Sabtu, 11 Agustus 2012

Mengapa Konflik Agraria Structural Terus-Menerus Meledak di Sana Sini?

Konflik-konflik agraria struktural saat ini sudah bersifat kronis dan berdampak luas. Cara-cara konvensional sudah tidak bisa diandalkan lagi.  Presiden RI menginstruksikan pembentukan tim terpadu penyelesaian konflik-konflik agraria.
Oleh : Noer Fauzi Rachman - Alumnus Doktor University of California, Berkeley-AS; Direktur Sajogyo Institute-Bogor; dosen Institut Pertanian Bogor.

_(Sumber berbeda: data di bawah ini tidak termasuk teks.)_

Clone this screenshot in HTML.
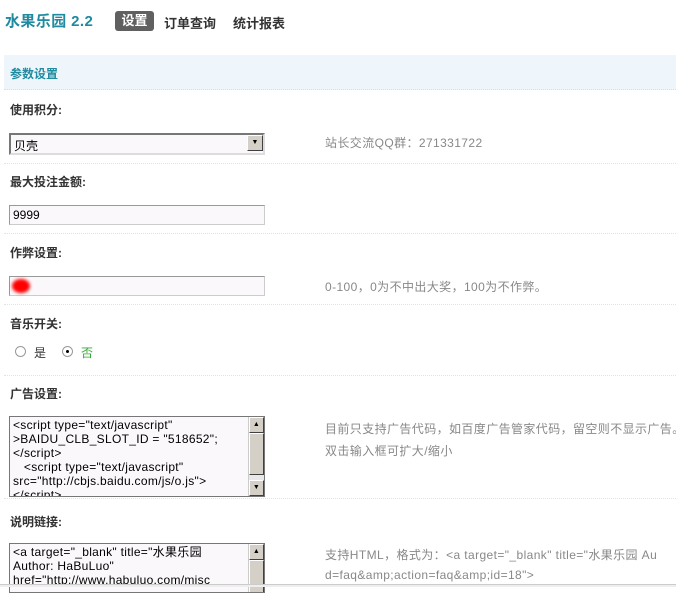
<!DOCTYPE html>
<html><head><meta charset="utf-8"><style>
*{margin:0;padding:0;box-sizing:border-box}
body{width:676px;height:587px;overflow:hidden;background:#fff;font-family:"Liberation Sans","Noto Sans CJK SC",sans-serif;font-size:12px;color:#333;position:relative}
.a{position:absolute;white-space:nowrap}
.lbl{font-weight:bold;font-size:12px;color:#333}
.hint{color:#888;font-size:12px;letter-spacing:0.4px}
.div{position:absolute;left:4px;right:0;height:1px;border-top:1px dotted #d5e6ee}
.inp{position:absolute;left:9px;width:256px;height:20px;border:1px solid #999;border-right-color:#ccc;border-bottom-color:#ccc;background:#fbf8fb;font-size:12px;padding:2px 3px;color:#000}
.ta{position:absolute;left:9px;width:256px;border:1px solid #777;background:#fbf8fb;font-size:12px;line-height:14px;padding:1px 3px;color:#000;overflow:hidden;white-space:nowrap;letter-spacing:0.3px}
.sb{position:absolute;right:0;top:0;bottom:0;width:16px;background:#e8e8e8;border-left:1px solid #ccc}
.btn{position:absolute;left:0;width:15px;height:16px;background:#d4d0c8;border:1px solid;border-color:#fff #404040 #404040 #fff;font-size:7px;text-align:center;line-height:14px;color:#000}
</style></head><body>
<div class="a" style="left:5px;top:10px;font-size:15px;font-weight:bold;color:#1f8aa0;letter-spacing:0.4px">水果乐园 2.2</div>
<div class="a" style="left:115px;top:11px;width:39px;height:20px;background:#606060;border-radius:3px;color:#fff;font-weight:bold;font-size:13px;text-align:center;line-height:20px">设置</div>
<div class="a" style="left:164px;top:13px;font-weight:bold;font-size:13px;color:#333">订单查询</div>
<div class="a" style="left:233px;top:13px;font-weight:bold;font-size:13px;color:#333">统计报表</div>
<div class="a" style="left:4px;top:55px;width:672px;height:35px;background:#eef6fb;border-bottom:1px dotted #cfe0ea"></div>
<div class="a" style="left:10px;top:65px;font-weight:bold;color:#1f8aa0">参数设置</div>

<div class="a lbl" style="left:10px;top:101px">使用积分:</div>
<div class="inp" style="top:133px;height:22px;border:2px solid #777;border-right-color:#ddd;border-bottom-color:#ddd">贝壳<div class="btn" style="left:auto;right:0;top:0;width:16px;height:16px">▼</div></div>
<div class="a hint" style="left:325px;top:134px">站长交流QQ群：271331722</div>
<div class="div" style="top:163px"></div>

<div class="a lbl" style="left:10px;top:173px">最大投注金额:</div>
<div class="inp" style="top:205px">9999</div>
<div class="div" style="top:233px"></div>

<div class="a lbl" style="left:10px;top:244px">作弊设置:</div>
<div class="inp" style="top:276px"><div style="position:absolute;left:2px;top:2px;width:18px;height:14px;border-radius:50%;background:#f00;filter:blur(1.5px)"></div></div>
<div class="a hint" style="left:325px;top:278px">0-100，0为不中出大奖，100为不作弊。</div>
<div class="div" style="top:304px"></div>

<div class="a lbl" style="left:10px;top:315px">音乐开关:</div>
<div class="a" style="left:15px;top:346px;width:11px;height:11px;border-radius:50%;border:1px solid #999;background:#fff"></div>
<div class="a" style="left:34px;top:344px">是</div>
<div class="a" style="left:62px;top:346px;width:11px;height:11px;border-radius:50%;border:1px solid #999;background:#fff"><div style="position:absolute;left:3px;top:3px;width:3px;height:3px;background:#000;border-radius:50%"></div></div>
<div class="a" style="left:81px;top:344px;color:#3a3">否</div>
<div class="div" style="top:375px"></div>

<div class="a lbl" style="left:10px;top:385px">广告设置:</div>
<div class="ta" style="top:416px;height:81px">&lt;script type="text/javascript"<br>&gt;BAIDU_CLB_SLOT_ID = "518652";<br>&lt;/script&gt;<br>&nbsp;&nbsp;&nbsp;&lt;script type="text/javascript"<br>src="http://cbjs.baidu.com/js/o.js"&gt;<br>&lt;/script&gt;
<div class="sb"><div class="btn" style="top:0">▲</div><div class="btn" style="top:16px;height:42px"></div><div class="btn" style="bottom:0">▼</div></div></div>
<div class="a hint" style="left:325px;top:420px">目前只支持广告代码，如百度广告管家代码，留空则不显示广告。</div>
<div class="a hint" style="left:325px;top:442px">双击输入框可扩大/缩小</div>
<div class="div" style="top:498px"></div>

<div class="a lbl" style="left:10px;top:513px">说明链接:</div>
<div class="ta" style="top:543px;height:50px">&lt;a target="_blank" title="水果乐园<br>Author: HaBuLuo"<br>href="http://www.habuluo.com/misc
<div class="sb"><div class="btn" style="top:0">▲</div><div class="btn" style="top:16px;height:40px"></div></div></div>
<div class="a hint" style="left:325px;top:546px">支持HTML，格式为：&lt;a target="_blank" title="水果乐园 Au</div>
<div class="a hint" style="left:325px;top:568px">d=faq&amp;amp;action=faq&amp;amp;id=18"&gt;</div>
<div class="a" style="left:0;top:584px;width:676px;height:3px;background:#eee;border-top:1px solid #ccc"></div>
</body></html>
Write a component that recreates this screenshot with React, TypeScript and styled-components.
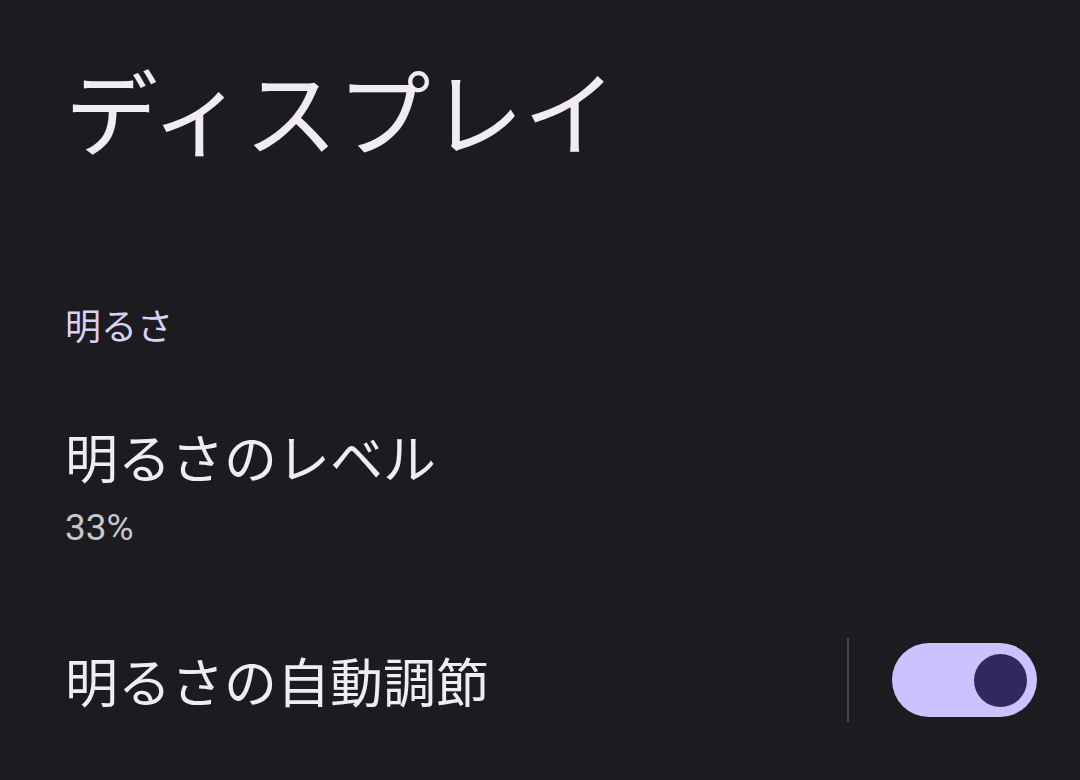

Konflik agraria struktural yang dimaksud dalam artikel ini merujuk kepada pertentangan klaim yang berkepanjangan mengenai suatu bidang tanah, sumber daya alam (SDA), dan wilayah kepunyaan rakyat dengan badan usaha raksasa yang bergerak dalam bidang infrastruktur, produksi, ekstraksi, dan konservasi dan pihak-pihak yang bertentangan tersebut berupaya dan bertindak baik secara langsung maupun tidak menghilangkan klaim pihak lain. Konflik agraria yang dimaksud dimulai dengan pemberian izin/hak oleh pejabat publik, termasuk Menteri Kehutanan, Menteri ESDM (Energi dan Sumber Daya Mineral), Kepala BPN (Ba­dan Pertanahan Nasional), gubernur, dan bupati, yang memasukkan tanah,. SDA, dan wilayah hidup kepunyaan masyarakat ke proyek/konsesi badan-badan usaha raksasa dalam bidang infrastruktur, produksi, ekstraksi, maupun konservasi.
Instrumentasi hukum, penggunaan kekerasan, kriminalisasi tokoh penduduk, manipulasi, penipuan, dan pemaksaan persetujuan yang dilakukan secara sistematis dan meluas sering mencirikan upaya penghilangan klaim rakyat atau pengalihan penguasaan atas tanah, SDA, dan wilayah hidup rakyat setempat ke proyek/konsesi yang dipunyai badan-badan usaha raksasa termaksud.  Itu sekaligus merupakan pemisahan atau pembatasan akses rakyat terhadap tanah, SDA, dan wilayahnya.  Sebaliknya, perlawanan langsung dari rakyat dan yang difasilitasi organisasi-organisasi gerakan sosial, lembaga swadaya masyarakat (LSM), maupun elite politik dilakukan untuk menentang peralihan, penguasaan, pemisahan, atau pembatasan paksa akses rakyat tersebut.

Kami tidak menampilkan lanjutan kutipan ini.